── Supplied records ──

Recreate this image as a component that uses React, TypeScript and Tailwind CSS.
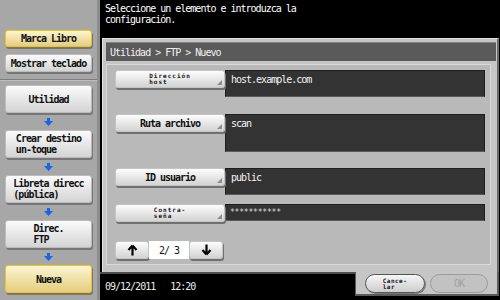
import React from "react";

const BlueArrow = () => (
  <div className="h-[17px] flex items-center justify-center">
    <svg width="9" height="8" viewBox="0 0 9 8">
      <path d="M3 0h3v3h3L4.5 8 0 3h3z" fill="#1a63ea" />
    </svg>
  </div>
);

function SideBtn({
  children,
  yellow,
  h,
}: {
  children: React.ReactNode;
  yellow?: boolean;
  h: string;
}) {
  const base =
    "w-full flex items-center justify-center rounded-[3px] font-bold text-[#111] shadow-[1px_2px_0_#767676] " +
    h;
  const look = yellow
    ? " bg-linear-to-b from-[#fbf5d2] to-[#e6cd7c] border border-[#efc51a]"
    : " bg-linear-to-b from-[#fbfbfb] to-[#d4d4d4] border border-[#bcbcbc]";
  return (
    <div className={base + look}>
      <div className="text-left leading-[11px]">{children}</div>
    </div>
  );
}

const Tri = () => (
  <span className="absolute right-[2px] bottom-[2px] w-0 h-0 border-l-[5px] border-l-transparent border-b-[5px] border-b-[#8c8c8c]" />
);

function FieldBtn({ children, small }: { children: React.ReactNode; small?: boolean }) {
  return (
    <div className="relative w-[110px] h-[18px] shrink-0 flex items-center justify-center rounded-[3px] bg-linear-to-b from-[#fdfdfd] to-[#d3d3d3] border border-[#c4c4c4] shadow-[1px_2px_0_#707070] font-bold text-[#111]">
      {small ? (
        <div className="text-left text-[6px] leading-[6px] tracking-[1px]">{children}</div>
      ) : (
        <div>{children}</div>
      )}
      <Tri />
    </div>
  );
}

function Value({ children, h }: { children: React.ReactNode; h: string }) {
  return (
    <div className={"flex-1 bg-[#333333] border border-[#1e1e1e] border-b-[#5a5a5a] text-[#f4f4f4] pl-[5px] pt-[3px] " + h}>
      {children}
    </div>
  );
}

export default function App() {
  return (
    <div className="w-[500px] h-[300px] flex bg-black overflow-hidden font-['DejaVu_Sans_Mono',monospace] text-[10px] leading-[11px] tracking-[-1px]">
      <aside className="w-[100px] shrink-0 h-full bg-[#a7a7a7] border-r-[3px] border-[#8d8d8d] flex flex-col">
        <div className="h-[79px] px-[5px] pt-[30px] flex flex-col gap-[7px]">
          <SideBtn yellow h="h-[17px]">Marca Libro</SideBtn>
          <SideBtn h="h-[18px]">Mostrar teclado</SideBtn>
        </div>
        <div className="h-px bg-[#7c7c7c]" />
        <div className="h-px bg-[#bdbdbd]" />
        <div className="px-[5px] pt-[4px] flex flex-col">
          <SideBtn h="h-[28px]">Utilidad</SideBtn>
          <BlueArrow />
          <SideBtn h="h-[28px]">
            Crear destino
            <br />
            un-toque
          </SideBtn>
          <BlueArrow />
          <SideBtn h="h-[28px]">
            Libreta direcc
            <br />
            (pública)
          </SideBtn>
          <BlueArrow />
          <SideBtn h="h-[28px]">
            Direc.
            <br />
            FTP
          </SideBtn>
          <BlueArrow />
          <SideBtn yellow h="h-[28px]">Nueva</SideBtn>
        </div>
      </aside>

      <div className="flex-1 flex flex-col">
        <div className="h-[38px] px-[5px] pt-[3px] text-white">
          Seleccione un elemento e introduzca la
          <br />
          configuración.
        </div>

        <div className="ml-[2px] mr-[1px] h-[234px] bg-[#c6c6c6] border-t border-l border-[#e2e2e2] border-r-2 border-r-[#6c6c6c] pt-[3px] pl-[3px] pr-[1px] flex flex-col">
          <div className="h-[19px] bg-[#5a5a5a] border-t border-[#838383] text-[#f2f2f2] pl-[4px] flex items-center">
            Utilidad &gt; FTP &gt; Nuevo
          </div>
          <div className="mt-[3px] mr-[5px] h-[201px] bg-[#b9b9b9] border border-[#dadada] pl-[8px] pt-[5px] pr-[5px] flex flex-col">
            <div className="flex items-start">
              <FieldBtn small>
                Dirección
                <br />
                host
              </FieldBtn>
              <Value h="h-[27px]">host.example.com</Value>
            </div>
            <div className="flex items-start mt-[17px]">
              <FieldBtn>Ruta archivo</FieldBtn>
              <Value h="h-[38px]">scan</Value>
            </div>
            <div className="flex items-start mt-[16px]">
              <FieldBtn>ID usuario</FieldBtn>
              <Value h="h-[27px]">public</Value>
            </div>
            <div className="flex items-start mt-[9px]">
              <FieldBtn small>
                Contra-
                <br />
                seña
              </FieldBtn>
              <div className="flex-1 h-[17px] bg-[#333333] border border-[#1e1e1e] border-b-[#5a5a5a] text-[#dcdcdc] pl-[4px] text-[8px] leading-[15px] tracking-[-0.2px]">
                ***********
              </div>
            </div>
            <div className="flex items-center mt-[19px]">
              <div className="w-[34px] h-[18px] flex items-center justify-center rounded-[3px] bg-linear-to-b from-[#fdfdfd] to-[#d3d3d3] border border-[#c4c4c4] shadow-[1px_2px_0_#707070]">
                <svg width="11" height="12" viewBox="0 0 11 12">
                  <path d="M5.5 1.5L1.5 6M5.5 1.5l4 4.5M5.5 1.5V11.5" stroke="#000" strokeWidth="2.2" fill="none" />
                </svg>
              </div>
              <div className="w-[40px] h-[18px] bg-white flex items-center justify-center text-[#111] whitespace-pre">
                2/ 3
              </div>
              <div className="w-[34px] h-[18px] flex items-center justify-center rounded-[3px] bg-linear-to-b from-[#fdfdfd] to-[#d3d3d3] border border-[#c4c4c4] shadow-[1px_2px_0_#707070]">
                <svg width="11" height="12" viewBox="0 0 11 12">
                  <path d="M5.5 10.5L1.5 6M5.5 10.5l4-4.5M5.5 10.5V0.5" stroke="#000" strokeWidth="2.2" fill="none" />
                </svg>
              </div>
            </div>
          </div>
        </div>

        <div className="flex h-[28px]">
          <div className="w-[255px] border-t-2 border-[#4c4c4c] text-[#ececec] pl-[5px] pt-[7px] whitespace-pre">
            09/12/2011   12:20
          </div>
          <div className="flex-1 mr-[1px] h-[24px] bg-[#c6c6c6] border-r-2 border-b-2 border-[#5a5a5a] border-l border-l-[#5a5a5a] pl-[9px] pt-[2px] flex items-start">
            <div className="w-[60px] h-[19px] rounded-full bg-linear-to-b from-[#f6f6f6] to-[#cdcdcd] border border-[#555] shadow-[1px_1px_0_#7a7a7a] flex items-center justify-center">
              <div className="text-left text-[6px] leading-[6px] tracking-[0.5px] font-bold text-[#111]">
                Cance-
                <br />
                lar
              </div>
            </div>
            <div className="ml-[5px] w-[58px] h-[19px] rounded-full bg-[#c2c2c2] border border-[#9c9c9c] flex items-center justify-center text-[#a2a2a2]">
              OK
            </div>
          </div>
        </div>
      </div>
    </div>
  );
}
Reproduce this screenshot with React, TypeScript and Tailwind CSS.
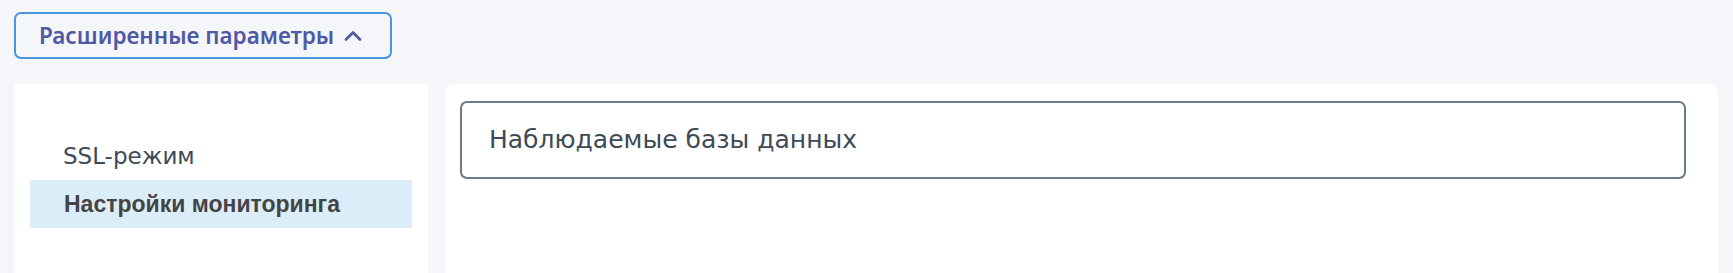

───

The problem
Print each of the records above exactly as written, leaving no picture in the copy.

Written response
Recreate this image as a component that uses React, TypeScript and Tailwind CSS.
import React from "react";

const BlueArrow = () => (
  <div className="h-[17px] flex items-center justify-center">
    <svg width="9" height="8" viewBox="0 0 9 8">
      <path d="M3 0h3v3h3L4.5 8 0 3h3z" fill="#1a63ea" />
    </svg>
  </div>
);

function SideBtn({
  children,
  yellow,
  h,
}: {
  children: React.ReactNode;
  yellow?: boolean;
  h: string;
}) {
  const base =
    "w-full flex items-center justify-center rounded-[3px] font-bold text-[#111] shadow-[1px_2px_0_#767676] " +
    h;
  const look = yellow
    ? " bg-linear-to-b from-[#fbf5d2] to-[#e6cd7c] border border-[#efc51a]"
    : " bg-linear-to-b from-[#fbfbfb] to-[#d4d4d4] border border-[#bcbcbc]";
  return (
    <div className={base + look}>
      <div className="text-left leading-[11px]">{children}</div>
    </div>
  );
}

const Tri = () => (
  <span className="absolute right-[2px] bottom-[2px] w-0 h-0 border-l-[5px] border-l-transparent border-b-[5px] border-b-[#8c8c8c]" />
);

function FieldBtn({ children, small }: { children: React.ReactNode; small?: boolean }) {
  return (
    <div className="relative w-[110px] h-[18px] shrink-0 flex items-center justify-center rounded-[3px] bg-linear-to-b from-[#fdfdfd] to-[#d3d3d3] border border-[#c4c4c4] shadow-[1px_2px_0_#707070] font-bold text-[#111]">
      {small ? (
        <div className="text-left text-[6px] leading-[6px] tracking-[1px]">{children}</div>
      ) : (
        <div>{children}</div>
      )}
      <Tri />
    </div>
  );
}

function Value({ children, h }: { children: React.ReactNode; h: string }) {
  return (
    <div className={"flex-1 bg-[#333333] border border-[#1e1e1e] border-b-[#5a5a5a] text-[#f4f4f4] pl-[5px] pt-[3px] " + h}>
      {children}
    </div>
  );
}

export default function App() {
  return (
    <div className="w-[500px] h-[300px] flex bg-black overflow-hidden font-['DejaVu_Sans_Mono',monospace] text-[10px] leading-[11px] tracking-[-1px]">
      <aside className="w-[100px] shrink-0 h-full bg-[#a7a7a7] border-r-[3px] border-[#8d8d8d] flex flex-col">
        <div className="h-[79px] px-[5px] pt-[30px] flex flex-col gap-[7px]">
          <SideBtn yellow h="h-[17px]">Marca Libro</SideBtn>
          <SideBtn h="h-[18px]">Mostrar teclado</SideBtn>
        </div>
        <div className="h-px bg-[#7c7c7c]" />
        <div className="h-px bg-[#bdbdbd]" />
        <div className="px-[5px] pt-[4px] flex flex-col">
          <SideBtn h="h-[28px]">Utilidad</SideBtn>
          <BlueArrow />
          <SideBtn h="h-[28px]">
            Crear destino
            <br />
            un-toque
          </SideBtn>
          <BlueArrow />
          <SideBtn h="h-[28px]">
            Libreta direcc
            <br />
            (pública)
          </SideBtn>
          <BlueArrow />
          <SideBtn h="h-[28px]">
            Direc.
            <br />
            FTP
          </SideBtn>
          <BlueArrow />
          <SideBtn yellow h="h-[28px]">Nueva</SideBtn>
        </div>
      </aside>

      <div className="flex-1 flex flex-col">
        <div className="h-[38px] px-[5px] pt-[3px] text-white">
          Seleccione un elemento e introduzca la
          <br />
          configuración.
        </div>

        <div className="ml-[2px] mr-[1px] h-[234px] bg-[#c6c6c6] border-t border-l border-[#e2e2e2] border-r-2 border-r-[#6c6c6c] pt-[3px] pl-[3px] pr-[1px] flex flex-col">
          <div className="h-[19px] bg-[#5a5a5a] border-t border-[#838383] text-[#f2f2f2] pl-[4px] flex items-center">
            Utilidad &gt; FTP &gt; Nuevo
          </div>
          <div className="mt-[3px] mr-[5px] h-[201px] bg-[#b9b9b9] border border-[#dadada] pl-[8px] pt-[5px] pr-[5px] flex flex-col">
            <div className="flex items-start">
              <FieldBtn small>
                Dirección
                <br />
                host
              </FieldBtn>
              <Value h="h-[27px]">host.example.com</Value>
            </div>
            <div className="flex items-start mt-[17px]">
              <FieldBtn>Ruta archivo</FieldBtn>
              <Value h="h-[38px]">scan</Value>
            </div>
            <div className="flex items-start mt-[16px]">
              <FieldBtn>ID usuario</FieldBtn>
              <Value h="h-[27px]">public</Value>
            </div>
            <div className="flex items-start mt-[9px]">
              <FieldBtn small>
                Contra-
                <br />
                seña
              </FieldBtn>
              <div className="flex-1 h-[17px] bg-[#333333] border border-[#1e1e1e] border-b-[#5a5a5a] text-[#dcdcdc] pl-[4px] text-[8px] leading-[15px] tracking-[-0.2px]">
                ***********
              </div>
            </div>
            <div className="flex items-center mt-[19px]">
              <div className="w-[34px] h-[18px] flex items-center justify-center rounded-[3px] bg-linear-to-b from-[#fdfdfd] to-[#d3d3d3] border border-[#c4c4c4] shadow-[1px_2px_0_#707070]">
                <svg width="11" height="12" viewBox="0 0 11 12">
                  <path d="M5.5 1.5L1.5 6M5.5 1.5l4 4.5M5.5 1.5V11.5" stroke="#000" strokeWidth="2.2" fill="none" />
                </svg>
              </div>
              <div className="w-[40px] h-[18px] bg-white flex items-center justify-center text-[#111] whitespace-pre">
                2/ 3
              </div>
              <div className="w-[34px] h-[18px] flex items-center justify-center rounded-[3px] bg-linear-to-b from-[#fdfdfd] to-[#d3d3d3] border border-[#c4c4c4] shadow-[1px_2px_0_#707070]">
                <svg width="11" height="12" viewBox="0 0 11 12">
                  <path d="M5.5 10.5L1.5 6M5.5 10.5l4-4.5M5.5 10.5V0.5" stroke="#000" strokeWidth="2.2" fill="none" />
                </svg>
              </div>
            </div>
          </div>
        </div>

        <div className="flex h-[28px]">
          <div className="w-[255px] border-t-2 border-[#4c4c4c] text-[#ececec] pl-[5px] pt-[7px] whitespace-pre">
            09/12/2011   12:20
          </div>
          <div className="flex-1 mr-[1px] h-[24px] bg-[#c6c6c6] border-r-2 border-b-2 border-[#5a5a5a] border-l border-l-[#5a5a5a] pl-[9px] pt-[2px] flex items-start">
            <div className="w-[60px] h-[19px] rounded-full bg-linear-to-b from-[#f6f6f6] to-[#cdcdcd] border border-[#555] shadow-[1px_1px_0_#7a7a7a] flex items-center justify-center">
              <div className="text-left text-[6px] leading-[6px] tracking-[0.5px] font-bold text-[#111]">
                Cance-
                <br />
                lar
              </div>
            </div>
            <div className="ml-[5px] w-[58px] h-[19px] rounded-full bg-[#c2c2c2] border border-[#9c9c9c] flex items-center justify-center text-[#a2a2a2]">
              OK
            </div>
          </div>
        </div>
      </div>
    </div>
  );
}
Reproduce this screenshot with React, TypeScript and Tailwind CSS.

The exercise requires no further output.